SATIRLARA SIĞDIRILAMAYACAK BİR İSİMDİ
Ara Güler ile usta çırak ilişkisi içerisinde olan Milliyet Gazetesi Foto Muhabiri Ercan Arslan, 1996’da, Ara Güler'in arkadaşı Josef Koudelka ile alakalı bir kitap almak için Beyoğlu'ndaki ofisine gittiğini ifade ederek, bu tanışmanın daha sonra foto muhabirliğini üzerinden, İstanbul'u, sohbeti ve usta-çırak açısından yol arkadaşlığına dönüştüğünü belirtti.
Ölümüne dek devam eden 22 senelik yol arkadaşlıklarında Ara Güler’le farklı kuşaklardan iki foto muhabiri olarak, yurt içi ve yurt dışında ortak sergilere, gazete ve televizyon röportajlarına katıldığını söyleyen Arslan, birlikte proje yaptıklarını anımsattı.

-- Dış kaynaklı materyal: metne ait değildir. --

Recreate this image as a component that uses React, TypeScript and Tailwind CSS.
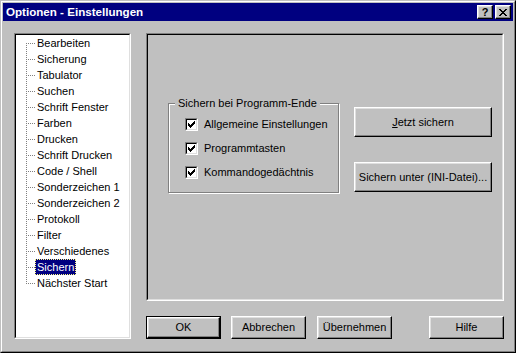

Hakkında sayısız tez, röportaj, belgeseller ve kitap yazılan yazılan Ara Güler'in satırlara sığdırılamayacağından söz eden Arslan, Ara Güler’in deklanşör sesi ile yaşayan, Türkiye’nin görsel hafızasına en büyük katkıyı sunan bir kültür sanat adamı olduğunu kaydetti.